Having lately only been watchable as excerpts on YouTube The London Nobody Knows was recently (February 2008) released on DVD in the UK coupled with a complete waste of time called Les Bicyclettes de Belsize. They are depressingly billed as 'two gems of swinging-sixties cinema'.



Match Point
When this film came out there was much talk in the reviews of how Woody Allen couldn't write authentic dialogue into the mouths of real Brits, and how he'd resorted to tourist-cliché London locations. Well, convincing as these observations sound, when you come to see the film they turn out to be tosh.
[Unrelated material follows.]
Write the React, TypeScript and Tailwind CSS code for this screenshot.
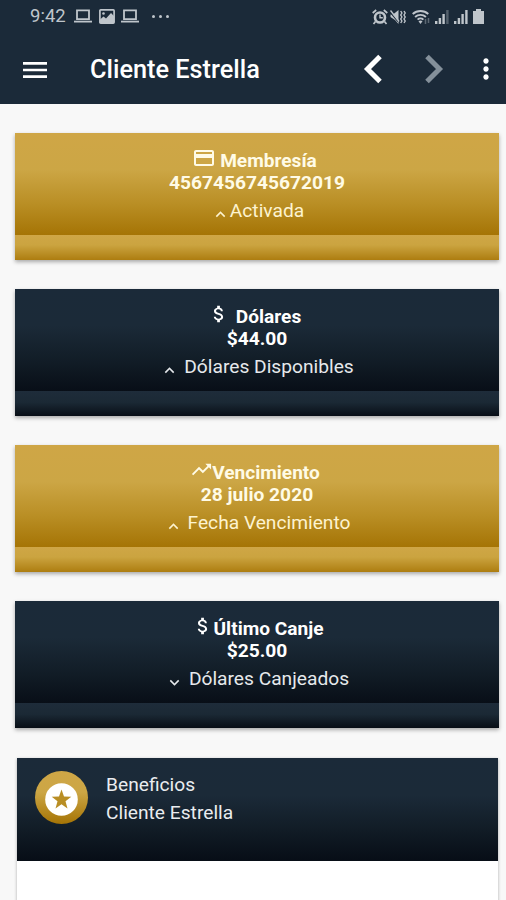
import {
  MdAttachMoney,
  MdKeyboardArrowDown,
  MdKeyboardArrowUp,
  MdMenu,
  MdMoreVert,
  MdOutlineCreditCard,
  MdTrendingUp,
} from "react-icons/md";

// Gradients for the two card themes
const themes = {
  gold: {
    body: "bg-[linear-gradient(#cfa646_0%,#cca645_36%,#b98e24_70%,#a57405_100%)]",
    footer: "bg-[linear-gradient(#cfa646_0%,#cba440_40%,#ad7d10_100%)]",
    text: "text-[#fffbe6]",
    label: "text-[#fdf3d0]",
  },
  navy: {
    body: "bg-[linear-gradient(#1b2a39_0%,#1b2a38_36%,#111c26_72%,#080e17_100%)]",
    footer: "bg-[linear-gradient(#1e2c3a_0%,#1b2935_45%,#080e16_100%)]",
    text: "text-white",
    label: "text-[#e6e9ec]",
  },
};

const cards = [
  {
    theme: "gold",
    icon: MdOutlineCreditCard,
    iconClass: "size-[24px] mr-[4px]",
    title: "Membresía",
    titleClass: "pr-[5px]",
    value: "4567456745672019",
    arrow: MdKeyboardArrowUp,
    label: "Activada",
    labelClass: "gap-0 pl-[1px]",
  },
  {
    theme: "navy",
    icon: MdAttachMoney,
    iconClass: "size-[22px] mr-[6px]",
    title: "Dólares",
    titleClass: "pr-[5px]",
    value: "$44.00",
    arrow: MdKeyboardArrowUp,
    label: "Dólares Disponibles",
    labelClass: "gap-[5px]",
  },
  {
    theme: "gold",
    icon: MdTrendingUp,
    iconClass: "size-[23px] -mr-px",
    title: "Vencimiento",
    titleClass: "pr-[4px]",
    value: "28 julio 2020",
    arrow: MdKeyboardArrowUp,
    label: "Fecha Vencimiento",
    labelClass: "gap-[5px]",
  },
  {
    theme: "navy",
    icon: MdAttachMoney,
    iconClass: "size-[22px]",
    title: "Último Canje",
    titleClass: "pl-px",
    value: "$25.00",
    arrow: MdKeyboardArrowDown,
    label: "Dólares Canjeados",
    labelClass: "gap-[5px]",
  },
];

function LaptopIcon() {
  return (
    <svg viewBox="0 0 18 14" className="h-[14px] w-[18px]" fill="none" stroke="currentColor" strokeWidth="1.8">
      <path d="M3 1.400h12v8.800H3z" />
      <path d="M0 12.600h18" />
    </svg>
  );
}

function PictureIcon() {
  return (
    <svg viewBox="0 0 16 15" className="h-[15px] w-[16px]">
      <rect x="0.900" y="0.900" width="14.200" height="13.200" rx="0.800" fill="none" stroke="currentColor" strokeWidth="1.700" />
      <path d="M1 14v-3.500l3.500-3 2.500 2L12 4l3 3v7z" fill="currentColor" />
      <circle cx="4.500" cy="4.500" r="1.300" fill="currentColor" />
    </svg>
  );
}

function AlarmIcon() {
  return (
    <svg viewBox="0 0 16 16" className="h-[16px] w-[16px]" fill="none" stroke="currentColor">
      <circle cx="8" cy="8.500" r="5" strokeWidth="2.600" />
      <path d="M0.700 4l3.500-3M15.300 4l-3.500-3" strokeWidth="1.700" />
      <path d="M3.500 12.500l-2 2.500M12.500 12.500l2 2.500" strokeWidth="1.700" />
      <path d="M8 5.500v3.300h2.800" strokeWidth="1.400" />
    </svg>
  );
}

function MutedIcon() {
  return (
    <svg viewBox="0 0 16 16" className="h-[16px] w-[16px]" fill="none" stroke="currentColor">
      <path d="M0.500 5.500h2.500l5.500-4.500v14L5 11 0.500 8z" fill="currentColor" stroke="none" />
      <path d="M0 3l8 9.500" stroke="#1b2a39" strokeWidth="1.200" />
      <path d="M0.500 1.500l8.500 11" strokeWidth="1.400" />
      <path d="M10.700 2l1.200 2-1.200 2 1.200 2-1.200 2 1.200 2-1.200 2M14 2l1.200 2-1.200 2 1.200 2-1.200 2 1.200 2-1.200 2" strokeWidth="1.400" />
    </svg>
  );
}

function WifiIcon() {
  return (
    <svg viewBox="0 0 18 16" className="h-[16px] w-[18px]" fill="none" stroke="currentColor" strokeWidth="1.9">
      <path d="M0.700 5c4.400-4 11.200-4 15.600 0M3.100 8c3-2.900 7.800-2.900 10.800 0M5.600 10.700c1.600-1.600 4.200-1.600 5.800 0" />
      <path d="M6.500 12.300l2 2.700 2-2.700q-2-1.500-4 0z" fill="currentColor" stroke="none" />
      <path d="M13.500 10v5M16.500 9v5" strokeWidth="1.500" opacity=".4" />
    </svg>
  );
}

function SignalIcon({ weak = false }: { weak?: boolean }) {
  return (
    <svg viewBox="0 0 14 15" className="h-[15px] w-[14px]" fill="currentColor">
      <path d="M0 12h2.400v3H0zM3.700 9h2.400v6H3.700zM7.400 5h2.400v10H7.400z" />
      <path d="M11.200 1h2.400v14h-2.400z" opacity={weak ? 0.35 : 1} />
    </svg>
  );
}

function StatusBar() {
  return (
    <div className="flex h-[32px] items-center justify-between pr-[22px] pl-[30px] text-[#bfc5cb]">
      <div className="flex items-center">
        <span className="w-[44px] text-[18.5px] leading-[32px] whitespace-nowrap">9:42</span>
        <LaptopIcon />
        <span className="ml-[7px]"><PictureIcon /></span>
        <span className="ml-[6px]"><LaptopIcon /></span>
        <div className="ml-[13px] flex gap-[4px]">
          <i className="size-[3px] rounded-full bg-current" />
          <i className="size-[3px] rounded-full bg-current" />
          <i className="size-[3px] rounded-full bg-current" />
        </div>
      </div>
      <div className="flex items-center pt-px">
        <AlarmIcon />
        <span className="ml-[2px]"><MutedIcon /></span>
        <span className="ml-[6px]"><WifiIcon /></span>
        <span className="ml-[5px]"><SignalIcon weak /></span>
        <span className="ml-[5px]"><SignalIcon /></span>
        <svg viewBox="0 0 11 15" className="ml-[5px] h-[15px] w-[11px]" fill="currentColor">
          <path d="M3 0h5v2h3v13H0V2h3z" />
        </svg>
      </div>
    </div>
  );
}

function Toolbar() {
  return (
    <div className="flex h-[72px] items-center pt-[3px] text-white">
      <MdMenu className="ml-[19px] size-[32px]" />
      <h1 className="ml-[39px] w-[273px] pt-px text-[25.3px] leading-[30px] font-medium whitespace-nowrap">
        Cliente Estrella
      </h1>
      <svg viewBox="0 0 20 30" className="-mt-[2px] h-[30px] w-[20px]" fill="none" stroke="currentColor" strokeWidth="5">
        <path d="M17 2.500L4.500 15l12.500 12.500" />
      </svg>
      <svg viewBox="0 0 20 30" className="-mt-[2px] ml-[41px] h-[30px] w-[20px] text-[#84909a]" fill="none" stroke="currentColor" strokeWidth="5">
        <path d="M3 2.500L15.500 15 3 27.500" />
      </svg>
      <MdMoreVert className="-mt-px ml-[26px] size-[32px] shrink-0" />
    </div>
  );
}

function StatCard({ card }: { card: (typeof cards)[0] }) {
  const theme = themes[card.theme as keyof typeof themes];
  const Icon = card.icon;
  const Arrow = card.arrow;

  return (
    <section className="h-[127px] shadow-[0_2px_4px_rgba(0,0,0,0.32)]">
      <div className={`h-[102px] pt-[16px] ${theme.body} ${theme.text}`}>
        <div className={`flex h-[23px] items-center justify-center ${card.titleClass}`}>
          <Icon className={`-mt-[6px] shrink-0 ${card.iconClass}`} />
          <h2 className="text-[19.1px] leading-[22px] font-bold">{card.title}</h2>
        </div>
        <p className="text-center text-[19.2px] leading-[22px] font-bold">{card.value}</p>
        <div className={`mt-[4px] flex h-[26px] items-center justify-center ${card.labelClass} ${theme.label}`}>
          <Arrow className="mt-[7px] size-[19px] shrink-0" />
          <span className="text-[19.2px] leading-[26px]">{card.label}</span>
        </div>
      </div>
      <div className={`h-[25px] ${theme.footer}`} />
    </section>
  );
}

export default function App() {
  return (
    <div className="h-[900px] w-[506px] overflow-hidden bg-[#f8f8f8] font-['Roboto',sans-serif]">
      <header className="h-[104px] bg-[#1b2a39]">
        <StatusBar />
        <Toolbar />
      </header>

      <main className="flex flex-col gap-[29px] pt-[29px] pr-[7px] pl-[15px]">
        {cards.map((card) => (
          <StatCard key={card.title} card={card} />
        ))}

        {/* Benefits */}
        <section className="mt-px mr-px ml-[2px] h-[160px] bg-white shadow-[0_1px_3px_rgba(0,0,0,0.3)]">
          <div className="flex h-[103px] bg-[linear-gradient(#1b2a39_0%,#1b2a38_36%,#111c26_70%,#070d16_100%)] pl-[18px]">
            <div className="mt-[13px] flex size-[53px] items-center justify-center rounded-full bg-[linear-gradient(#cfa646_0%,#cca645_40%,#a57405_100%)]">
              <svg viewBox="0 0 33 33" className="mt-[4px] size-[33px]">
                <circle cx="16.500" cy="16.500" r="16.300" fill="#fff" />
                <path
                  d="M16.500 6.500l2.500 7 7.300.2-5.800 4.500 2 7.200-6-4.200-6 4.200 2-7.200-5.800-4.500 7.300-.2z"
                  fill="#b98e24"
                />
              </svg>
            </div>
            <div className="mt-[13px] ml-[18px] text-[19.2px] leading-[28px] text-[#e9ecef]">
              <p>Beneficios</p>
              <p>Cliente Estrella</p>
            </div>
          </div>
        </section>
      </main>
    </div>
  );
}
Jonathan Rhys Meyers, the lead actor, sounds pretty wooden at times, for some reason, but overall the (mostly British) actors sound fine. OK maybe the two cops at the end are a bit stilted too, but that's about it. The locations seem pretty appropriate too - everyone is going to the bloody Tate Modern these days, and where better for a courting-couple stroll than Green Park? And the film itself in its themes and pace and style is refreshingly un-Woodyish.